When you type ipython, you get the original IPython interface, running in the terminal. It does something like this:

while True:
    code = input(">>> ")
    exec(code)

Of course, it's much more complex, because it has to deal with multi-line code, tab completion using :mod:`readline`, magic commands, and so on. But the model is like that: prompt the user for some code, and when they've entered it, exec it in the same process. This model is often called a REPL, or Read-Eval-Print-Loop.

The IPython Kernel

All the other interfaces—the Notebook, the Qt console, ipython console in the terminal, and third party interfaces—use the IPython Kernel. This is a separate process which is responsible for running user code, and things like computing possible completions. Frontends communicate with it using JSON messages sent over ZeroMQ sockets; the protocol they use is described in :ref:`jupyterclient:messaging`.

The core execution machinery for the kernel is shared with terminal IPython:

figs/ipy_kernel_and_terminal.png

A kernel process can be connected to more than one frontend simultaneously. In this case, the different frontends will have access to the same variables.

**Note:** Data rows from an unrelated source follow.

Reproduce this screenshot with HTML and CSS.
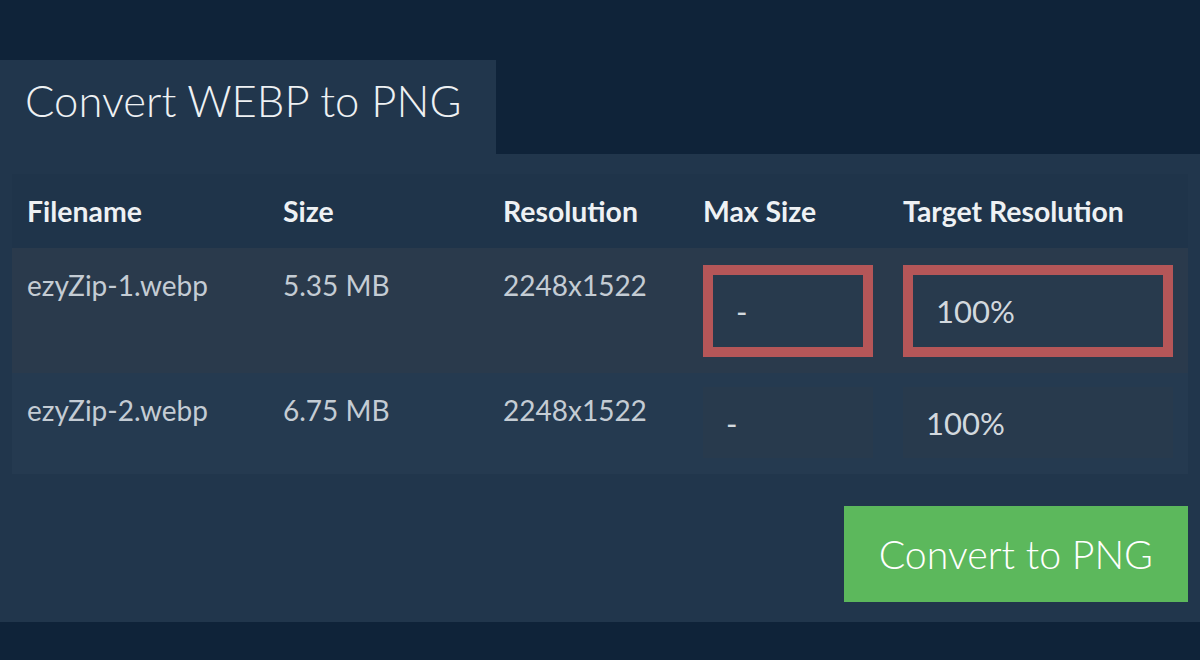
FILE: index.html
```html
<!DOCTYPE html>
<html lang="en">
<head>
<meta charset="utf-8">
<title>Convert WEBP to PNG</title>
<link rel="stylesheet" href="styles.css">
</head>
<body>
<div class="page">
  <div class="tab"><h1 class="title">Convert WEBP to PNG</h1></div>
  <div class="panel">
    <table class="files">
      <colgroup>
        <col class="c-name"><col class="c-size"><col class="c-res"><col class="c-max"><col class="c-target">
      </colgroup>
      <thead>
        <tr>
          <th>Filename</th><th>Size</th><th>Resolution</th><th>Max Size</th><th>Target Resolution</th>
        </tr>
      </thead>
      <tbody>
        <tr class="row-active">
          <td>ezyZip-1.webp</td><td>5.35 MB</td><td>2248x1522</td>
          <td class="field"><input class="box box-hl" type="text" value="-" readonly></td>
          <td class="field"><input class="box box-hl" type="text" value="100%" readonly></td>
        </tr>
        <tr class="row-plain">
          <td>ezyZip-2.webp</td><td>6.75 MB</td><td>2248x1522</td>
          <td class="field"><input class="box" type="text" value="-" readonly></td>
          <td class="field"><input class="box" type="text" value="100%" readonly></td>
        </tr>
      </tbody>
    </table>
    <div class="actions">
      <button class="convert" type="button">Convert to PNG</button>
    </div>
  </div>
</div>
</body>
</html>
```

FILE: styles.css
```css
html, body {
  margin: 0;
  padding: 0;
  background: #0f2339;
}

body {
  width: 1200px;
  height: 660px;
  overflow: hidden;
  font-family: Lato, "Open Sans", sans-serif;
}

.page {
  padding-top: 60px;
}

.tab {
  width: 496px;
  height: 94px;
  box-sizing: border-box;
  background: #21364c;
  padding: 14px 0 0 25px;
}

.title {
  margin: 0;
  font-size: 43.6px;
  font-weight: 300;
  color: #eef1f3;
  line-height: normal;
}

.panel {
  background: #21364c;
  padding: 20px 12px 20px 12px;
}

.files {
  width: 100%;
  border-collapse: collapse;
  table-layout: fixed;
}

.c-name { width: 256px; }
.c-size { width: 220px; }
.c-res { width: 200px; }
.c-max { width: 200px; }
.c-target { width: 300px; }

.files thead tr {
  background: #1f344a;
}

.files th {
  text-align: left;
  font-size: 28.4px;
  font-weight: 700;
  color: #eef1f4;
  padding: 20px 15px 20px 15px;
  line-height: normal;
}

.files td {
  vertical-align: top;
  font-size: 28px;
  font-weight: 400;
  color: #c4ccd4;
  padding: 20px 15px 16px 15px;
  line-height: normal;
}

.row-active { background: #2a3a4c; }
.row-plain { background: #253a50; }

.files td.field {
  padding: 17px 15px 16px 15px;
}

.row-plain td.field {
  padding: 14px 15px 16px 15px;
}

.box {
  display: block;
  width: 100%;
  box-sizing: border-box;
  margin: 0;
  border: 0;
  outline: none;
  background: #283a4d;
  color: #d2d8de;
  font-family: Lato, "Open Sans", sans-serif;
  font-size: 31px;
  font-weight: 400;
  line-height: 38px;
  height: 71px;
  padding: 0 23px;
}

.box-hl {
  border: 10px solid #b55658;
  height: 92px;
}

.actions {
  display: flex;
  justify-content: flex-end;
  margin-top: 32px;
}

.convert {
  height: 96px;
  padding: 0 35px;
  border: 0;
  margin: 0;
  background: #5cb85c;
  color: #ffffff;
  font-family: Lato, "Open Sans", sans-serif;
  font-size: 39.3px;
  font-weight: 300;
  line-height: 96px;
  cursor: pointer;
}
```
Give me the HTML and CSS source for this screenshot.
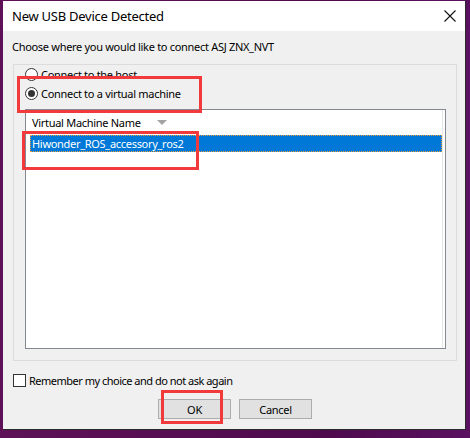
FILE: index.html
```html
<!DOCTYPE html>
<html>
<head>
<meta charset="utf-8">
<link rel="stylesheet" href="styles.css">
</head>
<body>
<div class="window">
  <div class="titlebar">
    <span class="title">New USB Device Detected</span>
    <svg class="close" width="12" height="12" viewBox="0 0 12 12"><path d="M0.5 0.5 L11.5 11.5 M11.5 0.5 L0.5 11.5" stroke="#111" stroke-width="1.1" fill="none"/></svg>
  </div>
  <div class="content">
    <div class="prompt">Choose where you would like to connect ASJ ZNX_NVT</div>
    <div class="group">
      <label class="radio-row"><span class="radio"></span><span>Connect to the host</span></label>
      <label class="radio-row"><span class="radio checked"></span><span>Connect to a virtual machine</span></label>
      <div class="listview">
        <div class="list-inner">
          <div class="list-header"><span>Virtual Machine Name</span><span class="sort-arrow"></span></div>
          <div class="list-row selected">Hiwonder_ROS_accessory_ros2</div>
        </div>
      </div>
    </div>
    <label class="check-row"><span class="checkbox"></span><span class="check-label">Remember my choice and do not ask again</span></label>
    <div class="buttons">
      <div class="btn">OK</div>
      <div class="btn">Cancel</div>
    </div>
  </div>
</div>
<div class="mark mark-radio"></div>
<div class="mark mark-row"></div>
<div class="mark mark-ok"></div>
</body>
</html>
```
FILE: styles.css
```css
html, body {
  margin: 0;
  padding: 0;
}
body {
  width: 470px;
  height: 438px;
  overflow: hidden;
  position: relative;
  background: linear-gradient(90deg, #5e1156 0%, #560d52 40%, #4d0a4c 70%, #5a1160 100%);
  font-family: "Noto Sans", "Open Sans", sans-serif;
  color: #000;
  font-size: 11px;
  letter-spacing: -0.3px;
}
.window {
  margin: 1px 0 0 3px;
  width: 462px;
  height: 428px;
  border-right: 1px solid #2a2a2a;
  border-bottom: 1px solid #2a2a2a;
  background: #f0f0f0;
  display: flex;
  flex-direction: column;
}
.titlebar {
  height: 30px;
  background: #fff;
  display: flex;
  align-items: center;
  justify-content: space-between;
  padding: 0 9px 0 9px;
  flex: none;
}
.title {
  font-size: 13px;
  letter-spacing: -0.25px;
  margin-top: -1px;
}
.close {
  margin-top: -1px;
}
.content {
  padding: 0 0 0 10px;
  display: flex;
  flex-direction: column;
}
.prompt {
  margin: 8px 0 0 -1px;
  line-height: 16px;
  height: 16px;
}
.group {
  margin-top: 9px;
  width: 444px;
  height: 297px;
  border: 1px solid #dcdcdc;
  display: flex;
  flex-direction: column;
  padding: 0 0 0 11px;
  box-sizing: border-box;
}
.radio-row {
  display: flex;
  align-items: center;
  height: 19px;
}
.radio {
  width: 11px;
  height: 11px;
  border: 1px solid #333;
  border-radius: 50%;
  background: #fff;
  margin-right: 3px;
  position: relative;
  flex: none;
}
.radio.checked::after {
  content: "";
  position: absolute;
  left: 2px;
  top: 2px;
  width: 7px;
  height: 7px;
  border-radius: 50%;
  background: #333;
}
.listview {
  margin-top: 6px;
  width: 421px;
  height: 240px;
  border: 1px solid #848890;
  background: #fff;
  box-sizing: border-box;
  padding: 0 2px 0 4px;
}
.list-inner {
  height: 100%;
  border-right: 1px solid #e6e6e6;
}
.list-header {
  height: 24px;
  display: flex;
  align-items: center;
  padding-left: 2px;
}
.sort-arrow {
  width: 0;
  height: 0;
  border-left: 5px solid transparent;
  border-right: 5px solid transparent;
  border-top: 5px solid #a4a4a4;
  margin-left: 16px;
  margin-top: 1px;
}
.list-row {
  margin-top: 1px;
  height: 17px;
  line-height: 17px;
  padding-left: 2px;
}
.list-row.selected {
  background: #0078d7;
  color: #fff;
  outline: 1px dotted #e8a040;
  outline-offset: -1px;
}
.check-row {
  display: flex;
  align-items: center;
  margin-top: 11px;
  height: 16px;
}
.check-label {
  letter-spacing: -0.5px;
}
.checkbox {
  width: 11px;
  height: 11px;
  border: 1px solid #333;
  background: #fff;
  margin-right: 3px;
  flex: none;
}
.buttons {
  display: flex;
  gap: 8px;
  margin: 11px 0 0 145px;
}
.btn {
  width: 71px;
  height: 18px;
  border: 1px solid #adadad;
  background: #e1e1e1;
  display: flex;
  align-items: center;
  justify-content: center;
}
.mark {
  position: absolute;
  border: 3px solid #f2393b;
  box-sizing: border-box;
}
.mark-radio {
  left: 17px;
  top: 76px;
  width: 185px;
  height: 37px;
}
.mark-row {
  left: 22px;
  top: 131px;
  width: 177px;
  height: 39px;
}
.mark-ok {
  left: 161px;
  top: 390px;
  width: 62px;
  height: 34px;
}
```
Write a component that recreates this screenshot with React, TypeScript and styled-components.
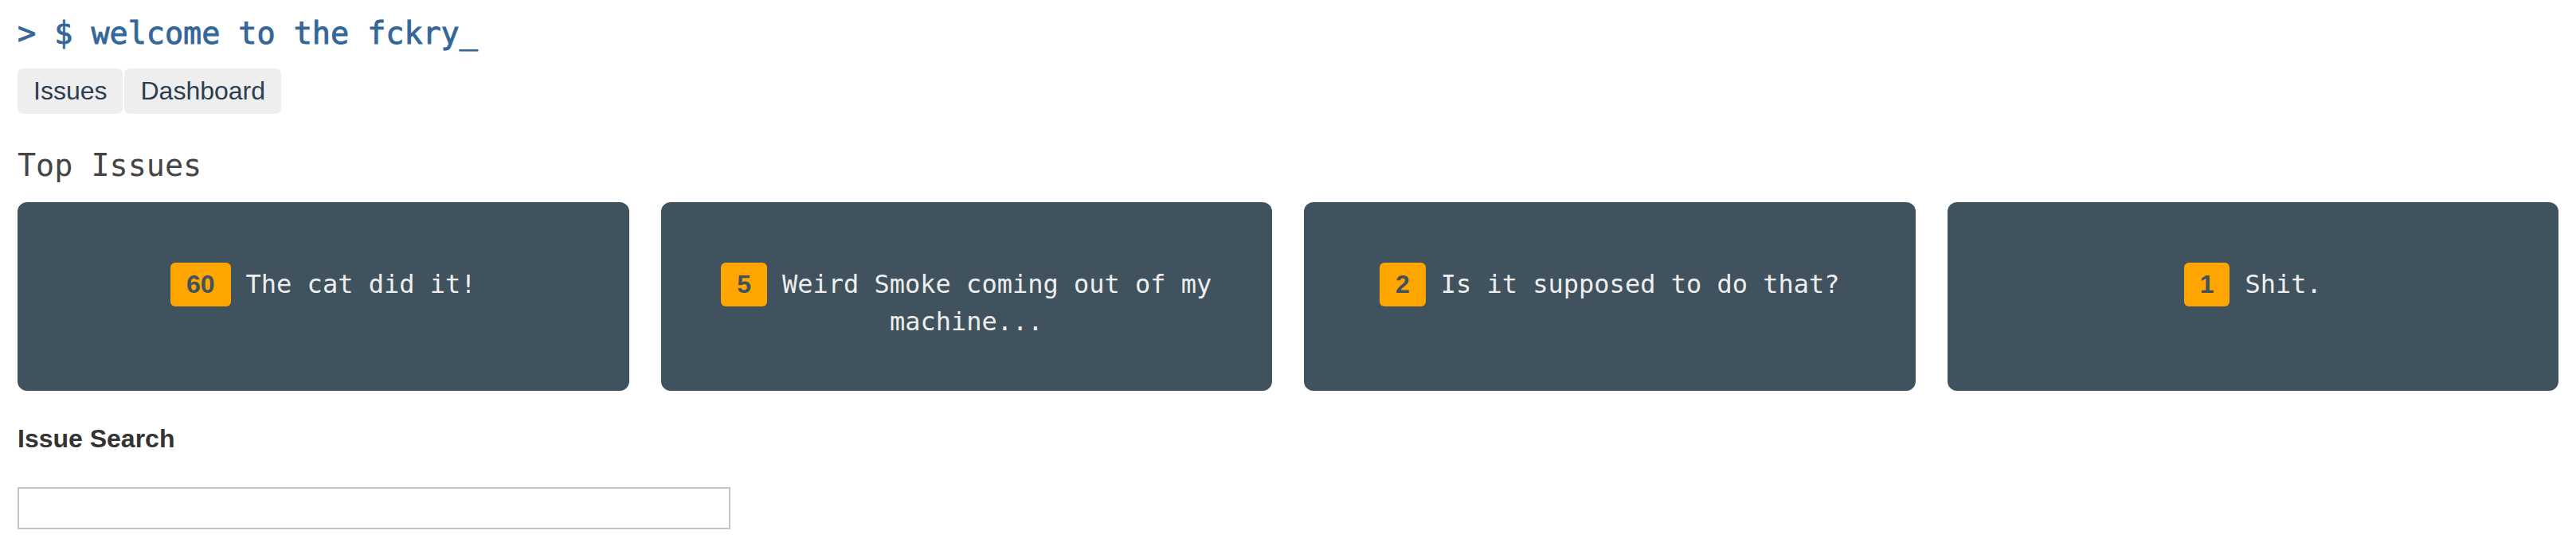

This design was intended to allow easy development of different frontends based on the same kernel, but it also made it possible to support new languages in the same frontends, by developing kernels in those languages, and we are refining IPython to make that more practical.

Today, there are two ways to develop a kernel for another language. Wrapper kernels reuse the communications machinery from IPython, and implement only the core execution part. Native kernels implement execution and communications in the target language:

figs/other_kernels.png

Wrapper kernels are easier to write quickly for languages that have good Python wrappers, like octave_kernel, or languages where it's impractical to implement the communications machinery, like bash_kernel. Native kernels are likely to be better maintained by the community using them, like IJulia or IHaskell.